WRITTEN REQUEST | Transcribe the listing exactly, leaving out every picture.

STORED DATA |
|---|

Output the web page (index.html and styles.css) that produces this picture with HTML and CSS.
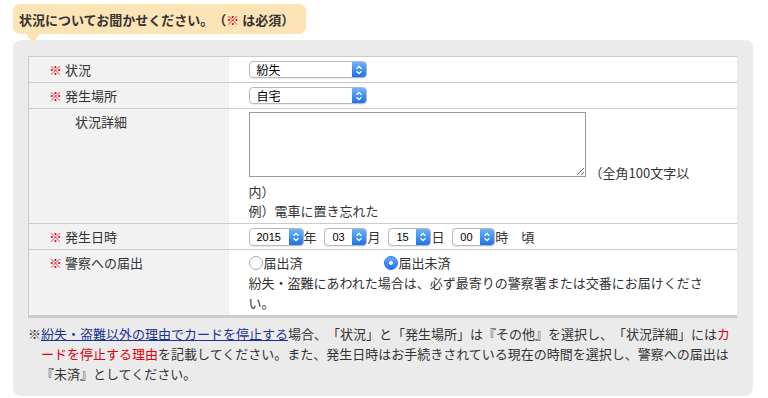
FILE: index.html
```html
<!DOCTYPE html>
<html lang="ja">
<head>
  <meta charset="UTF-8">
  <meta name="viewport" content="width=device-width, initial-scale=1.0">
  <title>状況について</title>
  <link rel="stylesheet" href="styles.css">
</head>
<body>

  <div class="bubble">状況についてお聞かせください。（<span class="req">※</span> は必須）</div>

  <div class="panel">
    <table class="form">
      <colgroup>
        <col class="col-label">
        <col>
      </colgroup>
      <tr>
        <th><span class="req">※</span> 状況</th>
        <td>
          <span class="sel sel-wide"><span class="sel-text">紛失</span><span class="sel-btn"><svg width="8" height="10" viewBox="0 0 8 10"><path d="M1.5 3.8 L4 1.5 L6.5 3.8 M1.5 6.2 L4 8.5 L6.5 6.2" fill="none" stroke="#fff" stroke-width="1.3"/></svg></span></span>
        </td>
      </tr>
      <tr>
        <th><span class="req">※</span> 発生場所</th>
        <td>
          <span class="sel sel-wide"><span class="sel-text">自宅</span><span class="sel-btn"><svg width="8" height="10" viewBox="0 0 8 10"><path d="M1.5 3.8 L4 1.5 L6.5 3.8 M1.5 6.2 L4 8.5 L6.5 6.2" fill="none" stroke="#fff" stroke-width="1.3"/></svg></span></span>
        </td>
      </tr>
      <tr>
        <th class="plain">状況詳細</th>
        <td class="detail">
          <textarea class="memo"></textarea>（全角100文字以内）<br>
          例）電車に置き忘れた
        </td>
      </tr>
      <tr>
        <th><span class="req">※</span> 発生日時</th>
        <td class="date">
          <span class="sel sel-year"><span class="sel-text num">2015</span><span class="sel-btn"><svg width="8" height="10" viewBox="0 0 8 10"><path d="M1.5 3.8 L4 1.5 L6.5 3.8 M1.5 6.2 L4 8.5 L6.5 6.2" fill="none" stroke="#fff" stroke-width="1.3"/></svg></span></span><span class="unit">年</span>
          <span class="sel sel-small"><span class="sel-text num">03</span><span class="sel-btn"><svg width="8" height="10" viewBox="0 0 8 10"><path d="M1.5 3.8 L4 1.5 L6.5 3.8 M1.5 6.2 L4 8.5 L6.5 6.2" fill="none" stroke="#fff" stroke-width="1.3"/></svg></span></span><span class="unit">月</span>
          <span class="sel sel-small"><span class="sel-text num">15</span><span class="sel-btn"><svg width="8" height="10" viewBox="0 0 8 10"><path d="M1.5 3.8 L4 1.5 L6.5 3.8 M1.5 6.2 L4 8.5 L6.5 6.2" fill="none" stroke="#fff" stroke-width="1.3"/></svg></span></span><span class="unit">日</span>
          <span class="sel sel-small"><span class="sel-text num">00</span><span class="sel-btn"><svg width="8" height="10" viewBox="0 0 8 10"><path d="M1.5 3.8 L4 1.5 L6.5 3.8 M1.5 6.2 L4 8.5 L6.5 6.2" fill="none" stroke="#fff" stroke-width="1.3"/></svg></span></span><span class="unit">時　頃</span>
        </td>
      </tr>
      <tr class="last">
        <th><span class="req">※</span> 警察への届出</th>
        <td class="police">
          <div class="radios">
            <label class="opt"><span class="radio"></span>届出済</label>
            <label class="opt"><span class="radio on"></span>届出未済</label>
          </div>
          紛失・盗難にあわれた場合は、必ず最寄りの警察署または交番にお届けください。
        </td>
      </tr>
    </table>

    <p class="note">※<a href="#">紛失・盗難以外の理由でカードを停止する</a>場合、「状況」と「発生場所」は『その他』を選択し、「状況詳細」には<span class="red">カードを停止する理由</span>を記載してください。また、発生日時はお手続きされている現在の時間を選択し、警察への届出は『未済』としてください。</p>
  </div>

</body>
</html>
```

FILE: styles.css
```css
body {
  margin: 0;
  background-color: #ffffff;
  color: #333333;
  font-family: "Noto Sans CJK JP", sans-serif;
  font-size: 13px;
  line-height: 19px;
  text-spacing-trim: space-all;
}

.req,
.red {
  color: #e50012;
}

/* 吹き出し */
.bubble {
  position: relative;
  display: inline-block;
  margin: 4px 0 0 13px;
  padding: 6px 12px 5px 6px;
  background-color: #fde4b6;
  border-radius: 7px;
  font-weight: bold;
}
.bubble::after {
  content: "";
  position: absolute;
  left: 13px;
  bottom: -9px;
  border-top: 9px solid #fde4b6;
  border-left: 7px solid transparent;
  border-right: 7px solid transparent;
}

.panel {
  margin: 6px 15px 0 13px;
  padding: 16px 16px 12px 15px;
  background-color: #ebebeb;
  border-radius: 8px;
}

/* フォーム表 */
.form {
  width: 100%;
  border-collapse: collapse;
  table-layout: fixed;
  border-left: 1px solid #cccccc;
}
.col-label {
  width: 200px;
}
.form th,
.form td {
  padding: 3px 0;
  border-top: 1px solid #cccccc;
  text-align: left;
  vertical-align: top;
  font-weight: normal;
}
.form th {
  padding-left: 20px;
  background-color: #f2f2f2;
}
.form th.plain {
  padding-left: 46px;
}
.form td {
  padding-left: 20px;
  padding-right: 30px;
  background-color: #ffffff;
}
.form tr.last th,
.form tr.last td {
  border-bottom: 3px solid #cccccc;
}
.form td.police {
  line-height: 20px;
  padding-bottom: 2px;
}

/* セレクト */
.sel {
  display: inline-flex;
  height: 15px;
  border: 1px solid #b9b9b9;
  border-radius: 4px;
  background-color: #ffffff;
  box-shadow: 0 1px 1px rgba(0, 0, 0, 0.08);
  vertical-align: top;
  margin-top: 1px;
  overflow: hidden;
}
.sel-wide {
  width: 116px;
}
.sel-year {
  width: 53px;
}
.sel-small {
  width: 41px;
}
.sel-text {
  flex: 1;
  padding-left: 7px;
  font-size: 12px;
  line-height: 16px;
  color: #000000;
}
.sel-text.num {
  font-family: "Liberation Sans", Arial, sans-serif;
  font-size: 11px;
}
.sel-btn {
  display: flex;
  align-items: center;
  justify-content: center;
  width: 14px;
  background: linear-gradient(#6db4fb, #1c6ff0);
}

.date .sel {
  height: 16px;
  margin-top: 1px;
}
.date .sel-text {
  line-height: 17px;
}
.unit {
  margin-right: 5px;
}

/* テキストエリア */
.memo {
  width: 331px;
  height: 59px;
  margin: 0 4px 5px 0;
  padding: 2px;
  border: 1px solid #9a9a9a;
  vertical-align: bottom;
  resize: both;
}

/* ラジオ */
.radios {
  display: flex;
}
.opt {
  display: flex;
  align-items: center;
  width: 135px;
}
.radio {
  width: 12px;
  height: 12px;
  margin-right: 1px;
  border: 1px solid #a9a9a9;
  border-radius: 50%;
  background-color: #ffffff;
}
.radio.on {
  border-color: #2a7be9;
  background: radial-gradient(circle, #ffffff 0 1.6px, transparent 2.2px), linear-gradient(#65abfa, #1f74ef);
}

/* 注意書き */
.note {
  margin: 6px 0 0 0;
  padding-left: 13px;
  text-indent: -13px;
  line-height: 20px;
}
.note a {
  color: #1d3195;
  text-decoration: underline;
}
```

|---|

TASK RESPONSE |
Output the web page (index.html and styles.css) that produces this picture with HTML and CSS.
FILE: index.html
```html
<!DOCTYPE html>
<html lang="ja">
<head>
  <meta charset="UTF-8">
  <meta name="viewport" content="width=device-width, initial-scale=1.0">
  <title>状況について</title>
  <link rel="stylesheet" href="styles.css">
</head>
<body>

  <div class="bubble">状況についてお聞かせください。（<span class="req">※</span> は必須）</div>

  <div class="panel">
    <table class="form">
      <colgroup>
        <col class="col-label">
        <col>
      </colgroup>
      <tr>
        <th><span class="req">※</span> 状況</th>
        <td>
          <span class="sel sel-wide"><span class="sel-text">紛失</span><span class="sel-btn"><svg width="8" height="10" viewBox="0 0 8 10"><path d="M1.5 3.8 L4 1.5 L6.5 3.8 M1.5 6.2 L4 8.5 L6.5 6.2" fill="none" stroke="#fff" stroke-width="1.3"/></svg></span></span>
        </td>
      </tr>
      <tr>
        <th><span class="req">※</span> 発生場所</th>
        <td>
          <span class="sel sel-wide"><span class="sel-text">自宅</span><span class="sel-btn"><svg width="8" height="10" viewBox="0 0 8 10"><path d="M1.5 3.8 L4 1.5 L6.5 3.8 M1.5 6.2 L4 8.5 L6.5 6.2" fill="none" stroke="#fff" stroke-width="1.3"/></svg></span></span>
        </td>
      </tr>
      <tr>
        <th class="plain">状況詳細</th>
        <td class="detail">
          <textarea class="memo"></textarea>（全角100文字以内）<br>
          例）電車に置き忘れた
        </td>
      </tr>
      <tr>
        <th><span class="req">※</span> 発生日時</th>
        <td class="date">
          <span class="sel sel-year"><span class="sel-text num">2015</span><span class="sel-btn"><svg width="8" height="10" viewBox="0 0 8 10"><path d="M1.5 3.8 L4 1.5 L6.5 3.8 M1.5 6.2 L4 8.5 L6.5 6.2" fill="none" stroke="#fff" stroke-width="1.3"/></svg></span></span><span class="unit">年</span>
          <span class="sel sel-small"><span class="sel-text num">03</span><span class="sel-btn"><svg width="8" height="10" viewBox="0 0 8 10"><path d="M1.5 3.8 L4 1.5 L6.5 3.8 M1.5 6.2 L4 8.5 L6.5 6.2" fill="none" stroke="#fff" stroke-width="1.3"/></svg></span></span><span class="unit">月</span>
          <span class="sel sel-small"><span class="sel-text num">15</span><span class="sel-btn"><svg width="8" height="10" viewBox="0 0 8 10"><path d="M1.5 3.8 L4 1.5 L6.5 3.8 M1.5 6.2 L4 8.5 L6.5 6.2" fill="none" stroke="#fff" stroke-width="1.3"/></svg></span></span><span class="unit">日</span>
          <span class="sel sel-small"><span class="sel-text num">00</span><span class="sel-btn"><svg width="8" height="10" viewBox="0 0 8 10"><path d="M1.5 3.8 L4 1.5 L6.5 3.8 M1.5 6.2 L4 8.5 L6.5 6.2" fill="none" stroke="#fff" stroke-width="1.3"/></svg></span></span><span class="unit">時　頃</span>
        </td>
      </tr>
      <tr class="last">
        <th><span class="req">※</span> 警察への届出</th>
        <td class="police">
          <div class="radios">
            <label class="opt"><span class="radio"></span>届出済</label>
            <label class="opt"><span class="radio on"></span>届出未済</label>
          </div>
          紛失・盗難にあわれた場合は、必ず最寄りの警察署または交番にお届けください。
        </td>
      </tr>
    </table>

    <p class="note">※<a href="#">紛失・盗難以外の理由でカードを停止する</a>場合、「状況」と「発生場所」は『その他』を選択し、「状況詳細」には<span class="red">カードを停止する理由</span>を記載してください。また、発生日時はお手続きされている現在の時間を選択し、警察への届出は『未済』としてください。</p>
  </div>

</body>
</html>
```

FILE: styles.css
```css
body {
  margin: 0;
  background-color: #ffffff;
  color: #333333;
  font-family: "Noto Sans CJK JP", sans-serif;
  font-size: 13px;
  line-height: 19px;
  text-spacing-trim: space-all;
}

.req,
.red {
  color: #e50012;
}

/* 吹き出し */
.bubble {
  position: relative;
  display: inline-block;
  margin: 4px 0 0 13px;
  padding: 6px 12px 5px 6px;
  background-color: #fde4b6;
  border-radius: 7px;
  font-weight: bold;
}
.bubble::after {
  content: "";
  position: absolute;
  left: 13px;
  bottom: -9px;
  border-top: 9px solid #fde4b6;
  border-left: 7px solid transparent;
  border-right: 7px solid transparent;
}

.panel {
  margin: 6px 15px 0 13px;
  padding: 16px 16px 12px 15px;
  background-color: #ebebeb;
  border-radius: 8px;
}

/* フォーム表 */
.form {
  width: 100%;
  border-collapse: collapse;
  table-layout: fixed;
  border-left: 1px solid #cccccc;
}
.col-label {
  width: 200px;
}
.form th,
.form td {
  padding: 3px 0;
  border-top: 1px solid #cccccc;
  text-align: left;
  vertical-align: top;
  font-weight: normal;
}
.form th {
  padding-left: 20px;
  background-color: #f2f2f2;
}
.form th.plain {
  padding-left: 46px;
}
.form td {
  padding-left: 20px;
  padding-right: 30px;
  background-color: #ffffff;
}
.form tr.last th,
.form tr.last td {
  border-bottom: 3px solid #cccccc;
}
.form td.police {
  line-height: 20px;
  padding-bottom: 2px;
}

/* セレクト */
.sel {
  display: inline-flex;
  height: 15px;
  border: 1px solid #b9b9b9;
  border-radius: 4px;
  background-color: #ffffff;
  box-shadow: 0 1px 1px rgba(0, 0, 0, 0.08);
  vertical-align: top;
  margin-top: 1px;
  overflow: hidden;
}
.sel-wide {
  width: 116px;
}
.sel-year {
  width: 53px;
}
.sel-small {
  width: 41px;
}
.sel-text {
  flex: 1;
  padding-left: 7px;
  font-size: 12px;
  line-height: 16px;
  color: #000000;
}
.sel-text.num {
  font-family: "Liberation Sans", Arial, sans-serif;
  font-size: 11px;
}
.sel-btn {
  display: flex;
  align-items: center;
  justify-content: center;
  width: 14px;
  background: linear-gradient(#6db4fb, #1c6ff0);
}

.date .sel {
  height: 16px;
  margin-top: 1px;
}
.date .sel-text {
  line-height: 17px;
}
.unit {
  margin-right: 5px;
}

/* テキストエリア */
.memo {
  width: 331px;
  height: 59px;
  margin: 0 4px 5px 0;
  padding: 2px;
  border: 1px solid #9a9a9a;
  vertical-align: bottom;
  resize: both;
}

/* ラジオ */
.radios {
  display: flex;
}
.opt {
  display: flex;
  align-items: center;
  width: 135px;
}
.radio {
  width: 12px;
  height: 12px;
  margin-right: 1px;
  border: 1px solid #a9a9a9;
  border-radius: 50%;
  background-color: #ffffff;
}
.radio.on {
  border-color: #2a7be9;
  background: radial-gradient(circle, #ffffff 0 1.6px, transparent 2.2px), linear-gradient(#65abfa, #1f74ef);
}

/* 注意書き */
.note {
  margin: 6px 0 0 0;
  padding-left: 13px;
  text-indent: -13px;
  line-height: 20px;
}
.note a {
  color: #1d3195;
  text-decoration: underline;
}
```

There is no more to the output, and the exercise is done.